Nederlandse Veiligheidsdienst
- Industry: Security;
- Founded: 1911; 115 years ago
- Defunct: 1999; 27 years ago
- Fate: Sold to Falck
- Area served: Worldwide
- Key people: Ernst van der Lee

= Nederlandse Veiligheidsdienst =

Dutch private security firm

Nederlandse Veiligheidsdienst was the largest Dutch private security firm between 1911 and 1999. Ernst van der Lee started the organisation under the name Gecombineerde Nachtveiligheidsdienst (GNVD).

== History ==
The company was founded in 1911 by Ernst van der Lee as the 1e Gecombineerde Nachtveiligheidsdienst (GNVD).
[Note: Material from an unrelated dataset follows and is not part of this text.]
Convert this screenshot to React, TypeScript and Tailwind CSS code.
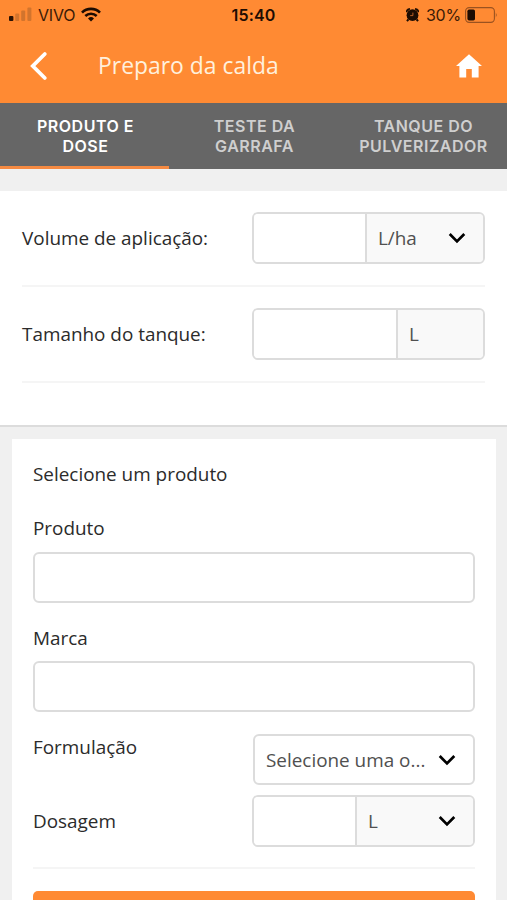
import React, { useState } from 'react';

// --- TYPE DEFINITIONS ---
interface Tab {
  id: string;
  lines: string[];
}

// --- STATIC DATA ---
const tabs: Tab[] = [
  { id: 'produto', lines: ['PRODUTO E', 'DOSE'] },
  { id: 'garrafa', lines: ['TESTE DA', 'GARRAFA'] },
  { id: 'tanque', lines: ['TANQUE DO', 'PULVERIZADOR'] },
];

// --- ICONS ---
const Chevron = () => (
  <svg width="18" height="12" viewBox="0 0 18 12" fill="none" className="shrink-0">
    <path d="M1.7 2 L9 9.4 L16.3 2" stroke="#000" strokeWidth="2.7" />
  </svg>
);

const SignalIcon = () => (
  <svg width="23" height="15" viewBox="0 0 23 15" fill="#2a1204">
    <rect x="0" y="9" width="4.4" height="5" rx="1" />
    <rect x="6.2" y="6.5" width="4" height="7.5" rx="1" fill="#d2742d" />
    <rect x="12.2" y="3.5" width="4" height="10.5" rx="1" fill="#d2742d" />
    <rect x="18.4" y="0.5" width="4" height="13.5" rx="1" fill="#d2742d" />
  </svg>
);

const WifiIcon = () => (
  <svg width="20" height="15" viewBox="0 0 20 15" fill="none" stroke="#1d0c02">
    <path d="M1 5.6 A12.8 12.8 0 0 1 19 5.6" strokeWidth="2.7" />
    <path d="M4.3 9 A8.1 8.1 0 0 1 15.7 9" strokeWidth="2.5" />
    <path d="M10 14.6 L7 11.5 A4.3 4.3 0 0 1 13 11.5 Z" fill="#1d0c02" stroke="none" />
  </svg>
);

const AlarmIcon = () => (
  <svg width="13" height="14" viewBox="0 0 13 14">
    <circle cx="6.5" cy="7.2" r="5.9" fill="#1d0c02" />
    <path d="M0.5 4 Q0 0.5 4 0.8 Z M12.5 4 Q13 0.5 9 0.8 Z" fill="#1d0c02" stroke="#1d0c02" strokeWidth="1" />
    <path d="M2.4 11.4 L1 13.2 M10.6 11.4 L12 13.2" stroke="#1d0c02" strokeWidth="2" />
    <path d="M6.9 4.6 V7.6 H4.2" stroke="#c9692b" strokeWidth="0.9" fill="none" />
  </svg>
);

const BatteryIcon = () => (
  <svg width="33" height="16" viewBox="0 0 33 16">
    <rect x="0.6" y="0.6" width="28.8" height="14.8" rx="3.6" fill="none" stroke="#9a5220" strokeWidth="1.1" />
    <rect x="2.4" y="2.6" width="7.6" height="10.8" rx="1.6" fill="#1d0c02" />
    <path d="M30.8 5.6 Q32.6 8 30.8 10.4 Z" fill="#9a5220" />
  </svg>
);

const HomeIcon = () => (
  <svg width="26" height="24" viewBox="0 0 26 24" fill="#fff">
    <path d="M13 0.2 L26 12 H22.6 V23.4 H15.8 V15 H10.2 V23.4 H3.4 V12 H0 Z" />
  </svg>
);

// --- SUB-COMPONENT: input with the unit attached on the right ---
const UnitInput = ({ unit, unitWidth, dropdown }: { unit: string; unitWidth: string; dropdown?: boolean }) => (
  <div className="flex flex-1 h-[52px] border-2 border-[#dcdcdc] rounded-md overflow-hidden">
    <input className="flex-1 min-w-0 bg-white outline-none" />
    <div className={`flex items-center justify-between pl-[11px] border-l-2 border-[#dcdcdc] bg-[#f9f9f9] text-[#505050] ${unitWidth}`}>
      <span>{unit}</span>
      {dropdown && <Chevron />}
    </div>
  </div>
);

// --- MAIN PAGE COMPONENT ---
export default function App() {
  const [activeTab, setActiveTab] = useState('produto');

  return (
    <div className="h-[900px] overflow-hidden bg-[#f0f0f0] font-['Open_Sans',sans-serif] text-[18.9px] leading-[26px] text-[#2b2b2b]">
      {/* Header */}
      <header className="h-[103px] bg-[#ff8a33]">
        <div className="grid grid-cols-3 items-center h-[29px] px-[9px] font-['Inter',sans-serif] text-[16px] text-[#3a1a06]">
          <div className="flex items-center">
            <SignalIcon />
            <span className="ml-[6px] mr-[6px] tracking-[-0.2px]">VIVO</span>
            <WifiIcon />
          </div>
          <div className="text-center font-semibold tracking-[0.2px] text-[#1d0c02]">15:40</div>
          <div className="flex items-center justify-end">
            <AlarmIcon />
            <span className="ml-[7px] mr-[4px] tracking-[-0.2px]">30%</span>
            <BatteryIcon />
          </div>
        </div>
        <div className="flex items-center h-[73px] pl-[29px] pr-[25px]">
          <button>
            <svg width="19" height="30" viewBox="0 0 19 30" fill="none">
              <path d="M15.8 3 L3.8 15 L15.8 27" stroke="#fff" strokeWidth="3.8" strokeLinecap="round" />
            </svg>
          </button>
          <h1 className="flex-1 ml-[50px] text-[22.9px] text-[#fff0dc]">Preparo da calda</h1>
          <button><HomeIcon /></button>
        </div>
      </header>

      {/* Tabs */}
      <nav className="grid grid-cols-3 h-[66px] bg-[#666666] font-['Inter',sans-serif] text-[16px] leading-[19.5px] font-semibold tracking-[0.5px]">
        {tabs.map((tab) => (
          <button
            key={tab.id}
            onClick={() => setActiveTab(tab.id)}
            className={`flex flex-col items-center pt-[14px] pl-[2px] border-b-3 ${activeTab === tab.id ? 'border-[#f58a42] text-white' : 'border-transparent text-[#cfcfcf]'}`}
          >
            {tab.lines.map((line) => (
              <span key={line} className="whitespace-nowrap">{line}</span>
            ))}
          </button>
        ))}
      </nav>

      {/* Volume and tank size */}
      <section className="mt-[22px] h-[236px] px-[22px] bg-white border-b-2 border-[#dcdcdc]">
        <div className="flex items-center h-[96px] border-b-2 border-[#f5f5f5]">
          <label className="w-[230px]">Volume de aplicação:</label>
          <UnitInput unit="L/ha" unitWidth="w-[118px] pr-[17px]" dropdown />
        </div>
        <div className="flex items-center h-[96px] border-b-2 border-[#f5f5f5]">
          <label className="w-[230px]">Tamanho do tanque:</label>
          <UnitInput unit="L" unitWidth="w-[87px]" />
        </div>
      </section>

      {/* Product card */}
      <section className="mt-[12px] ml-[12px] mr-[11px] h-[480px] px-[21px] pt-[22px] bg-white">
        <h2>Selecione um produto</h2>
        <label className="block mt-[28px]">Produto</label>
        <input className="block mt-[11px] w-full h-[51px] border-2 border-[#dcdcdc] rounded-md outline-none" />
        <label className="block mt-[22px]">Marca</label>
        <input className="block mt-[10px] w-full h-[51px] border-2 border-[#dcdcdc] rounded-md outline-none" />
        <div className="flex mt-[22px]">
          <label className="w-[220px]">Formulação</label>
          <div className="flex flex-1 items-center justify-between h-[51px] pl-[11px] pr-[17px] border-2 border-[#dcdcdc] rounded-md text-[#505050]">
            <span className="whitespace-nowrap">Selecione uma o...</span>
            <Chevron />
          </div>
        </div>
        <div className="flex items-center mt-[10px]">
          <label className="w-[219px]">Dosagem</label>
          <UnitInput unit="L" unitWidth="w-[118px] pr-[17px]" dropdown />
        </div>
        <hr className="mt-[20px] border-t-2 border-[#f5f5f5]" />
        <button className="block mt-[22px] w-full h-[51px] bg-[#ff8a33] rounded-[5px]" />
      </section>
    </div>
  );
}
Until World War II, the small firm consisted of approximately forty night watchmen who patrolled on foot or by bicycle, sometimes accompanied by dogs, along official residences and embassies in The Hague. This enterprise's clientele included several ministries as well as the private residences of ministers and prime ministers.

==Merger==

The Nederlandse Veiligheidsdienst was sold in 1999 to the Falck Group. Falck already owned Group 4 and Securicor these two companies merged to become Group 4 Securicor. In 2004, the merger was only allowed by the Netherlands Competition Authority if parts of the company were sold to prevent a monopoly in the securities business. Falck Security & Services, was sold to Facilicom. This resulted in Nederlandse Veiligheidsdienst being renamed Trigion.